Reservoir Dogs in the White House
Anthony Zurcher, the BBC’s North America correspondent, nailed it in a report on July 27. “Where Abraham Lincoln had his famous ‘team of rivals’ in his administration, this is something different,” Zurcher wrote. “Trump White House seems more akin to the final scene in Reservoir Dogs, where everyone is yelling and pointing a gun at someone else, and there’s a good chance no one is going to come out unscathed.”
Several walking wounded have limped out of the White House since then, including ex-Chief of Staff Reince Priebus, but nobody would call them unscathed. And in has come Anthony Scaramucci, the new communications director, who appears to have escaped from some other Quentin Tarantino movie. Perhaps John Travolta’s character in Pulp Fiction, but with a New York accent.

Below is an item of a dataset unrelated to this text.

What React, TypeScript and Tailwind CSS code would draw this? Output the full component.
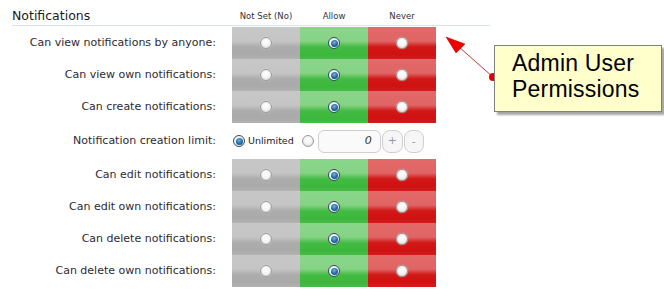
import React from "react";

const rows1 = [
  "Can view notifications by anyone:",
  "Can view own notifications:",
  "Can create notifications:",
];
const rows2 = [
  "Can edit notifications:",
  "Can edit own notifications:",
  "Can delete notifications:",
  "Can delete own notifications:",
];

function Radio({ checked }: { checked?: boolean }) {
  if (checked) {
    return (
      <span className="flex h-[12px] w-[12px] items-center justify-center rounded-full border border-[#3b4a58] bg-[radial-gradient(circle_at_50%_40%,#ffffff_0%,#e8eef2_70%,#b8c4cc_100%)]">
        <span className="h-[7px] w-[7px] rounded-full bg-[radial-gradient(circle_at_45%_35%,#6fb3dd_0%,#1e6a9c_55%,#0c3a5c_100%)]" />
      </span>
    );
  }
  return (
    <span className="block h-[12px] w-[12px] rounded-full border border-[#9c9c9c] bg-[radial-gradient(circle_at_50%_40%,#ffffff_0%,#f4f4f4_45%,#cfcfcf_100%)] shadow-[0_0_1px_rgba(255,255,255,0.8)]" />
  );
}

function PermRow({ label }: { label: string }) {
  return (
    <div className="flex h-[32px] items-center">
      <div className="w-[220px] pr-[16px] text-right text-[11px] text-[#2e2a30]">{label}</div>
      <div className="flex h-full w-[68px] items-center justify-center bg-[linear-gradient(to_bottom,#c7c7c7_0%,#c5c5c5_44%,#acacac_62%,#aaaaaa_85%,#b2b2b2_100%)]">
        <Radio />
      </div>
      <div className="flex h-full w-[68px] items-center justify-center bg-[linear-gradient(to_bottom,#8ad58a_0%,#86d386_44%,#44bb44_62%,#3cb73c_85%,#46bb46_100%)]">
        <Radio checked />
      </div>
      <div className="flex h-full w-[68px] items-center justify-center bg-[linear-gradient(to_bottom,#e26a6a_0%,#e06464_44%,#d11818_62%,#cf1111_85%,#d41c1c_100%)]">
        <Radio />
      </div>
    </div>
  );
}

export default function App() {
  return (
    <div
      className="relative h-[298px] w-[664px] overflow-hidden bg-white"
      style={{ fontFamily: '"DejaVu Sans", Verdana, sans-serif' }}
    >
      <div className="pl-[12px]">
        <div className="flex h-[26px] w-[478px] items-center border-b border-[#d8e6ec] pt-[7px]">
          <div className="w-[220px] text-[12.5px] leading-none text-[#1a1a1a]">Notifications</div>
          <div className="w-[68px] text-center text-[8.5px] leading-none text-[#333]">Not Set (No)</div>
          <div className="w-[68px] text-center text-[8.5px] leading-none text-[#333]">Allow</div>
          <div className="w-[68px] text-center text-[8.5px] leading-none text-[#333]">Never</div>
        </div>
        <div className="pt-[1px]">
          {rows1.map((r) => (
            <PermRow key={r} label={r} />
          ))}
          <div className="flex h-[36px] items-center">
            <div className="w-[220px] pr-[16px] text-right text-[11px] text-[#2e2a30]">
              Notification creation limit:
            </div>
            <div className="ml-[1px] flex items-center">
              <Radio checked />
              <span className="ml-[3px] text-[9.5px] text-[#222]">Unlimited</span>
              <span className="ml-[8px]">
                <Radio />
              </span>
              <div className="ml-[4px] flex h-[23px] w-[63px] items-center justify-end rounded-[6px] border border-[#cfcfcf] bg-[#fafafa] pr-[8px] text-[11px] italic text-[#333]">
                0
              </div>
              <div className="ml-[1px] flex h-[23px] w-[21px] items-center justify-center rounded-[8px] border border-[#cfcfcf] bg-[#f6f6f6] text-[11px] text-[#999]">
                +
              </div>
              <div className="ml-[1px] flex h-[23px] w-[20px] items-center justify-center rounded-[8px] border border-[#cfcfcf] bg-[#f6f6f6] text-[10px] text-[#999]">
                -
              </div>
            </div>
          </div>
          {rows2.map((r) => (
            <PermRow key={r} label={r} />
          ))}
        </div>
      </div>

      <svg className="absolute left-[440px] top-[30px]" width="60" height="55" viewBox="0 0 60 55">
        <line x1="53" y1="47" x2="19" y2="17" stroke="#c03a3a" strokeWidth="1" />
        <polygon points="6,7 25,14 16,23" fill="#ee0000" stroke="#c00000" strokeWidth="0.5" />
        <circle cx="53" cy="47" r="4" fill="#e00000" />
      </svg>

      <div
        className="absolute left-[494px] top-[45px] h-[67px] w-[168px] border border-[#808080] bg-[#ffffcc] pl-[17px] pt-[4px] text-[23px] leading-[26px] tracking-[0.2px] text-black shadow-[3px_3px_2px_rgba(0,0,0,0.35)]"
        style={{ fontFamily: '"Liberation Sans", Arial, sans-serif' }}
      >
        <div>Admin User</div>
        <div>Permissions</div>
      </div>
    </div>
  );
}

Fun fact: Scaramuccia (literally “little skirmisher”), also known as Scaramouche, is a stock character of the Italian commedia dell’arte. He combines the roles of a clownish servant and a masked assassin carrying out his master’s will. He often ends up decapitated.
Things are falling apart in the White House much faster than even the keenest observers of Donald Trump’s behavior would have predicted, and the important part is not the dysfunction. The United States would work just fine — in fact, rather better — if Trump never managed to turn his tweets into reality. What matters is that he is cutting his links with the Republican Party.

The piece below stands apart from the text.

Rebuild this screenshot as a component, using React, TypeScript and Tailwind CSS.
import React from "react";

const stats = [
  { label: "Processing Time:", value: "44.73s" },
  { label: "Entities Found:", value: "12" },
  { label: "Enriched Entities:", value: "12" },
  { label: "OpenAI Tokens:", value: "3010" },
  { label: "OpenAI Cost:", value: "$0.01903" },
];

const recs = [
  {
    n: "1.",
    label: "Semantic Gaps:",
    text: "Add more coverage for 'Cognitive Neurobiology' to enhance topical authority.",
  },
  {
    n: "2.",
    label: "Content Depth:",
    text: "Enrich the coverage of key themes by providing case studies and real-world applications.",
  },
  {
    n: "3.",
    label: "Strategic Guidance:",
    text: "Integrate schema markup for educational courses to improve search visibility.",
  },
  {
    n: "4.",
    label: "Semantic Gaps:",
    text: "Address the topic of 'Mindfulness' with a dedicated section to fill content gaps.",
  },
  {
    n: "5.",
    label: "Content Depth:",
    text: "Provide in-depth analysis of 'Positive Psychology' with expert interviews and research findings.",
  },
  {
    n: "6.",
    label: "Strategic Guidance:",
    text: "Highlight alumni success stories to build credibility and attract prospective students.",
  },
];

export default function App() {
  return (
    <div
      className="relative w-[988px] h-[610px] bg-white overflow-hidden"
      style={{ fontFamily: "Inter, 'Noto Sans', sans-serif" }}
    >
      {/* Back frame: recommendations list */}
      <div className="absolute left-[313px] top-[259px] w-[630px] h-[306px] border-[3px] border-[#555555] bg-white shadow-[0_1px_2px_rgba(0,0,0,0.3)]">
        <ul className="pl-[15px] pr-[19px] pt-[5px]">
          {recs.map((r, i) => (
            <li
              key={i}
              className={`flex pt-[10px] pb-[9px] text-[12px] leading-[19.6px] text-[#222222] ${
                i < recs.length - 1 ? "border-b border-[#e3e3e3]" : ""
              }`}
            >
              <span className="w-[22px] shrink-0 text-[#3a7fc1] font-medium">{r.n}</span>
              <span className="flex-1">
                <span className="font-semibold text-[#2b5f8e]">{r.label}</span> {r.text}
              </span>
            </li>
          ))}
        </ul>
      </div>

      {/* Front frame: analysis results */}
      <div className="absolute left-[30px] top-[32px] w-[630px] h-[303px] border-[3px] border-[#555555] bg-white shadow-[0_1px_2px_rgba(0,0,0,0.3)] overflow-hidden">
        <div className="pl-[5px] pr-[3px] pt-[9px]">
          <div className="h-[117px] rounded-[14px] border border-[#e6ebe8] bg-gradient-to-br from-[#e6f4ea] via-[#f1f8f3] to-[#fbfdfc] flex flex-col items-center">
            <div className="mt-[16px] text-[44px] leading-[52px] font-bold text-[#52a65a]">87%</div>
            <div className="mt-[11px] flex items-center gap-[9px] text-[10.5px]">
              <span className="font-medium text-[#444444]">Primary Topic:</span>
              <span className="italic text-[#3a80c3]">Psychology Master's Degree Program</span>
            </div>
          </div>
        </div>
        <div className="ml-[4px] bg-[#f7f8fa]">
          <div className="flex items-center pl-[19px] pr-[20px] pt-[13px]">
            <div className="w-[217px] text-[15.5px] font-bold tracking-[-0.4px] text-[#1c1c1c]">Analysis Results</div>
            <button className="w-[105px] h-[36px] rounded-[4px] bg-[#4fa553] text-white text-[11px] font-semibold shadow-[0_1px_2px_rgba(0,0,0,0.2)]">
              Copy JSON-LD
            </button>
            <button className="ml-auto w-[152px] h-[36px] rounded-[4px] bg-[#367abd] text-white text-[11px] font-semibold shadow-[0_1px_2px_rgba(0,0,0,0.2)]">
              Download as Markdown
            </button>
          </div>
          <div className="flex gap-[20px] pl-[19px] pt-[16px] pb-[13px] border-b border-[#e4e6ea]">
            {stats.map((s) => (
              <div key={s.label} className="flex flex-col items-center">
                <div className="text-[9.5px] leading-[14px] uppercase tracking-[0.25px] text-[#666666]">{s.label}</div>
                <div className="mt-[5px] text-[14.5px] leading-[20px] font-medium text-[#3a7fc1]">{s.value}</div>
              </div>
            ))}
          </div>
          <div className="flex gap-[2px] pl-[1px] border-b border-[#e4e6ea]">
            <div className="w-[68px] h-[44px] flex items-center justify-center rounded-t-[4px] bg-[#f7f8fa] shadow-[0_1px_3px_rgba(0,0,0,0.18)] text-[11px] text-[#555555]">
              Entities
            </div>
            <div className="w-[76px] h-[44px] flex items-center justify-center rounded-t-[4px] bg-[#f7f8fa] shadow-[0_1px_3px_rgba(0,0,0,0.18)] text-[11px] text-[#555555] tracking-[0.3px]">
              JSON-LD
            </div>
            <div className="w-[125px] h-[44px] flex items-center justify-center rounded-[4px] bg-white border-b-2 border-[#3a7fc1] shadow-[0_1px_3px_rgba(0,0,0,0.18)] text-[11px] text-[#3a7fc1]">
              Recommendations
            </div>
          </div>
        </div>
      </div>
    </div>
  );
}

Trump was never a real Republican. As a genuine populist, he is ideology-free. If Barack Obama had fallen under a bus and Trump had chosen to run for the presidency in 2008, he could just as easily have sought the Democratic nomination.

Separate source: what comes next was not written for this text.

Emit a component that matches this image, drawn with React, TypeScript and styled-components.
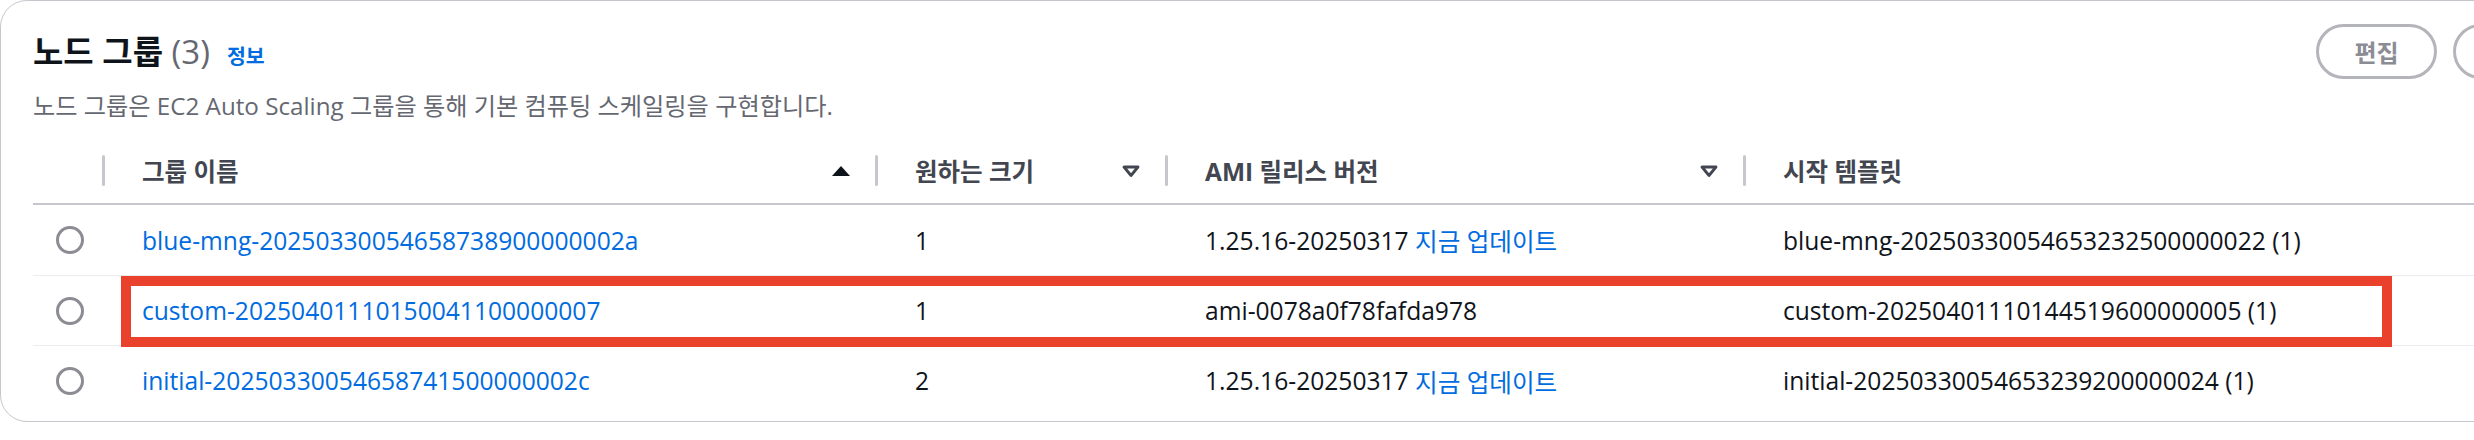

Senior Republicans knew this, and they tried quite hard to stop him from winning the Republican nomination last year. After that they were stuck with him, and he did win the White House for them, so they have been in an uncomfortable partnership ever since. That is now coming to an end.
Part of the unwritten deal was that establishment Republicans get senior roles in the Trump White House. Reince Priebus, dismissed last Friday, was the most important of those people. He followed deputy chief of staff Katie Walsh, communications director Mike Dubke, press secretary Sean Spicer and press aide Michael Short, all of whom had already been pushed out.
What’s left are alt-right white nationalists like Steve Bannon and Stephen Miller, New Yorkers with Democratic leanings like Anthony Scaramucci, Jared Kushner, Dina Powell and Gary Cohn, Trump family members (Donald Jr and Ivanka), ex-businessmen like foreign secretary Rex Tillerson (who may be about to quit), and a triumvirate of generals in high civilian office.
This is a recipe for paralysis, but who cares? Did you really want a White House team that enabled Donald Trump to impose his will (or rather, his whims) on the United States and, to some extent, on the world? Well, no, and neither do senior Republicans — but they do care very much about controlling the White House.
Republicans who think long-term are well aware that the changing demography of the U.S. population is eating away at their core vote. This may be their last chance, with control of both Houses of Congress and (at least in theory) of the presidency, to reshape their image and their policies in ways that will appeal to at least some of the emerging minorities.
They can’t do that if they don’t control the White House, and the only way they could regain control there is for Trump to go and Vice-President Mike Pence (a real Republican) to take over. A successful impeachment could accomplish that.